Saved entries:
● ● ● ● ● ● ●
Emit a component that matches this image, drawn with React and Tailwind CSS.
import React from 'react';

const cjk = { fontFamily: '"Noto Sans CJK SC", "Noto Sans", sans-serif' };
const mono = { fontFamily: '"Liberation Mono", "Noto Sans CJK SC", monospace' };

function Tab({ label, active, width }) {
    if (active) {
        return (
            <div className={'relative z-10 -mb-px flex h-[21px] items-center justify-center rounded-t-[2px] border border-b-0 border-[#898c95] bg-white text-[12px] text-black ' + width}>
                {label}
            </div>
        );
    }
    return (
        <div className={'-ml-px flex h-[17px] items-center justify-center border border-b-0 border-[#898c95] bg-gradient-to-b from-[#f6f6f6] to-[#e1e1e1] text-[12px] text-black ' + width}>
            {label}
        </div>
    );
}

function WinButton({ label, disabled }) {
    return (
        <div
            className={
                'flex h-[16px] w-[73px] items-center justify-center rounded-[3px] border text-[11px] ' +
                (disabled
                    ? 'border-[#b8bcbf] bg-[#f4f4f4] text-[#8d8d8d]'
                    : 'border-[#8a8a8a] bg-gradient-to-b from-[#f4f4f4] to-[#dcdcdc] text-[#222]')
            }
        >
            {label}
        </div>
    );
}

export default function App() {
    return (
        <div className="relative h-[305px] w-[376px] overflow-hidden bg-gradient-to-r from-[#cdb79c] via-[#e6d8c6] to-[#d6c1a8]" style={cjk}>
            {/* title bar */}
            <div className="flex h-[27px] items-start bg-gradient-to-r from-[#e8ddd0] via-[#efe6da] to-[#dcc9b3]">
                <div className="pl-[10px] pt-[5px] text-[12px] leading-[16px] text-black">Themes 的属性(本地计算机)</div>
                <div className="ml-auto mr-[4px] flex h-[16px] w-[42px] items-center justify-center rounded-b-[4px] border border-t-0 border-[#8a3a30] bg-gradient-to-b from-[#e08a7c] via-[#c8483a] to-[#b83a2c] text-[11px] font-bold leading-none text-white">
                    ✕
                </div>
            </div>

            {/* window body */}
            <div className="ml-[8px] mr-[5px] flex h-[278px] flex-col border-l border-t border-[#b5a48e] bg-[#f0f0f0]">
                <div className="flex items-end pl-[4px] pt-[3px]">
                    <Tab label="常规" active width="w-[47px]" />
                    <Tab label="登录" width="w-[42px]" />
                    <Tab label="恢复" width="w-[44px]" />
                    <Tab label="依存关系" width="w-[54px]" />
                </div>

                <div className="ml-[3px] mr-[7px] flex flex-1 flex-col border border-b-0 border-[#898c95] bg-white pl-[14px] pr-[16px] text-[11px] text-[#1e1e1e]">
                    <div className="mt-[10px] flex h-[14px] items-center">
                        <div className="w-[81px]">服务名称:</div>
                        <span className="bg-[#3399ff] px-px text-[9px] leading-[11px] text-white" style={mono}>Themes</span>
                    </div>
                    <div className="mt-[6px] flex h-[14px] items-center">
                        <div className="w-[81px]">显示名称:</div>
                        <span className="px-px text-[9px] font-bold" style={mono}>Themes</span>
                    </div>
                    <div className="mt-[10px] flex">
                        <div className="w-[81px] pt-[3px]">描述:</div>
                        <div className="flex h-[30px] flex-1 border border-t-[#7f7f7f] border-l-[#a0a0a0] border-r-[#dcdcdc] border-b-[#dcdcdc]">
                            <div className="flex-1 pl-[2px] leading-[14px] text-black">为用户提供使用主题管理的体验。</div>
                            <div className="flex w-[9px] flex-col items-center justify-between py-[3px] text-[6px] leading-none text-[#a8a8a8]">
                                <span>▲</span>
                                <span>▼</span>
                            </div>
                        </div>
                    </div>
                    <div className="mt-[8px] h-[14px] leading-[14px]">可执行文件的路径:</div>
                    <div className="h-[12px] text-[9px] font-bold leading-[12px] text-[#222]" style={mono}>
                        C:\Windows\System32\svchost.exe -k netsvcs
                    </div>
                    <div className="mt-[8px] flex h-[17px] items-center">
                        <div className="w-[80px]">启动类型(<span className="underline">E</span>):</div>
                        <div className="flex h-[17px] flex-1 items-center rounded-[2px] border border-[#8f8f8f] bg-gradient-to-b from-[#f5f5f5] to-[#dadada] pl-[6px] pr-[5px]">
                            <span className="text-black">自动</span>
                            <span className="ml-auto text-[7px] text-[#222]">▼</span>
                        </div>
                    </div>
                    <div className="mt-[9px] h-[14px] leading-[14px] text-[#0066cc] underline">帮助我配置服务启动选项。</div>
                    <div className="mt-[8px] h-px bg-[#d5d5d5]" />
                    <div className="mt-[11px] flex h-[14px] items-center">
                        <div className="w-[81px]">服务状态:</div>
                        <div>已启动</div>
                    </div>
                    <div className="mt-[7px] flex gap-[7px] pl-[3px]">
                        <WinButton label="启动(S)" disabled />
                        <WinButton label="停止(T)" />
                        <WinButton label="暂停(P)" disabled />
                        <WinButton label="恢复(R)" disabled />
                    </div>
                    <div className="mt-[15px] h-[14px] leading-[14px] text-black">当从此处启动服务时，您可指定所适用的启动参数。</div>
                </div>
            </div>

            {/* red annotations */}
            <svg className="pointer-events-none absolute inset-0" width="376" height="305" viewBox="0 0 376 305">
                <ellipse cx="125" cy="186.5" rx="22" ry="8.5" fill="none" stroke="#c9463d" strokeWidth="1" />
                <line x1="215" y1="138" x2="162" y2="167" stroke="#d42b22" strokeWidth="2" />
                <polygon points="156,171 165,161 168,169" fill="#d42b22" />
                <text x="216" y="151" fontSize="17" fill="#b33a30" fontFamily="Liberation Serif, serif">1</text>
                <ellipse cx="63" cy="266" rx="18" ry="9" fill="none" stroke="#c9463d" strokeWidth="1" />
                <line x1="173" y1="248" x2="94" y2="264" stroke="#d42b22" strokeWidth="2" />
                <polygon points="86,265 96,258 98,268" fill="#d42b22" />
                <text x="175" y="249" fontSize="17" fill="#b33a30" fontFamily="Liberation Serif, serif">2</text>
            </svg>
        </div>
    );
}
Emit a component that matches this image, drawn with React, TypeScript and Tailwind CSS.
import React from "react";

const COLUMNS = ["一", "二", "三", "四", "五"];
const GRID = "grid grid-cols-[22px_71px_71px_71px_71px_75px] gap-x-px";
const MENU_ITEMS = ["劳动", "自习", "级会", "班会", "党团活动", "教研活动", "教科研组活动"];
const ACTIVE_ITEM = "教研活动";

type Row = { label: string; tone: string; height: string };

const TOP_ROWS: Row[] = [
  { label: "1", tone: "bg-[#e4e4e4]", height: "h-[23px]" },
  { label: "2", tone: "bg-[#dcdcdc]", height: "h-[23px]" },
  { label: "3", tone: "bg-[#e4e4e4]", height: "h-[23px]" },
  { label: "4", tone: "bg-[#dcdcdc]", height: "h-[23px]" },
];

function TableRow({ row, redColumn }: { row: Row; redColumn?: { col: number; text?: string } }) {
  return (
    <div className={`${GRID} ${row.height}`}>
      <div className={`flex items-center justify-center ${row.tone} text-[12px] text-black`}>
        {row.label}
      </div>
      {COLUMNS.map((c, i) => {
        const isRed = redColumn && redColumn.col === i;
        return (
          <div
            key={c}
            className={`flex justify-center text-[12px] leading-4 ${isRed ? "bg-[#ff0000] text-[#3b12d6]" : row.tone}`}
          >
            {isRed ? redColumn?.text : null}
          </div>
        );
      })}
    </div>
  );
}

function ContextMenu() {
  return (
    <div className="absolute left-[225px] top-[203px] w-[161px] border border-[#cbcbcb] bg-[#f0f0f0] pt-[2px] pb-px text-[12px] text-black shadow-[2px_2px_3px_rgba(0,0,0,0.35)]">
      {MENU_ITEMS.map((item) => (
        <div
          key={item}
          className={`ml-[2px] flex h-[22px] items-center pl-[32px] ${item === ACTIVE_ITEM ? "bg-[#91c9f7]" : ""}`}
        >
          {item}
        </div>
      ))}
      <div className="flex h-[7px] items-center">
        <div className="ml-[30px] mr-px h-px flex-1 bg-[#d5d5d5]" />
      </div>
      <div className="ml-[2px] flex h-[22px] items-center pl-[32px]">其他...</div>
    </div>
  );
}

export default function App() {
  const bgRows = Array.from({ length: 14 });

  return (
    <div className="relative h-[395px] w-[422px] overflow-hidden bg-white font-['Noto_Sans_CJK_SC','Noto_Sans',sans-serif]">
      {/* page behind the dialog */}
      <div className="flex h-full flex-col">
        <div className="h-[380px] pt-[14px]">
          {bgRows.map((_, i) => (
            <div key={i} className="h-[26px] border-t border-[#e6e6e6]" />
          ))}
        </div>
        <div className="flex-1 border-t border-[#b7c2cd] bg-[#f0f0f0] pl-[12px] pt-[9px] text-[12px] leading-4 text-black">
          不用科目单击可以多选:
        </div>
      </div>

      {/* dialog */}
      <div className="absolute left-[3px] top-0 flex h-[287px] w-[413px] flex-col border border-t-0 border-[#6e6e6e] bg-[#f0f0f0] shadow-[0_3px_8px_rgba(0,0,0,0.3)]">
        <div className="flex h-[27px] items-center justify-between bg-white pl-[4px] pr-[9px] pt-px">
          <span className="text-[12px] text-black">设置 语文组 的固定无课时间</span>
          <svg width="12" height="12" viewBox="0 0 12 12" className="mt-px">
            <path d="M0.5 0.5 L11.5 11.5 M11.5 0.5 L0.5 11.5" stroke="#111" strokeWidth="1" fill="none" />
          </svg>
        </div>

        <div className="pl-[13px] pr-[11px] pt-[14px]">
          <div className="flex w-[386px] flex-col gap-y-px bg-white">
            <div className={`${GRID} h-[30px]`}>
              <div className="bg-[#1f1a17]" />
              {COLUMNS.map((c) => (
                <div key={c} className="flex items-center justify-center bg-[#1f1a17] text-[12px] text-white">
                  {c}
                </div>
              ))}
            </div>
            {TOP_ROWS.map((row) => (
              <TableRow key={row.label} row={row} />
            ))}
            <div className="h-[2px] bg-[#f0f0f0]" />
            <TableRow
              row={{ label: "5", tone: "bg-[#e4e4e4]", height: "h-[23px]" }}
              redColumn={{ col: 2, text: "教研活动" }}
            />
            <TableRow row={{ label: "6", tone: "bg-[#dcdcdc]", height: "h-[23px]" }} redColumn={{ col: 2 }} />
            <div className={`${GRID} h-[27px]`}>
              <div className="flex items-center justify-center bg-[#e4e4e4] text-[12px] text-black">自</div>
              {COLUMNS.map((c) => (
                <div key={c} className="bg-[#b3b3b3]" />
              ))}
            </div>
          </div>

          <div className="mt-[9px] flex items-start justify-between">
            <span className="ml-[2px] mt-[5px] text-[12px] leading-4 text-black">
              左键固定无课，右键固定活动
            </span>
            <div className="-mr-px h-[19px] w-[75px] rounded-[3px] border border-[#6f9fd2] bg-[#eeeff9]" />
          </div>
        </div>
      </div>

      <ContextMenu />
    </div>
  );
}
● ● ● ● ● ● ●
Written task: Output exactly those lines that lie from the line with "TypeScript and Tailwind CSS." through the line with "string; tone: string;", with both of those lines included.

Answer in full:
Emit a component that matches this image, drawn with React, TypeScript and Tailwind CSS.
import React from "react";

const COLUMNS = ["一", "二", "三", "四", "五"];
const GRID = "grid grid-cols-[22px_71px_71px_71px_71px_75px] gap-x-px";
const MENU_ITEMS = ["劳动", "自习", "级会", "班会", "党团活动", "教研活动", "教科研组活动"];
const ACTIVE_ITEM = "教研活动";

type Row = { label: string; tone: string; height: string };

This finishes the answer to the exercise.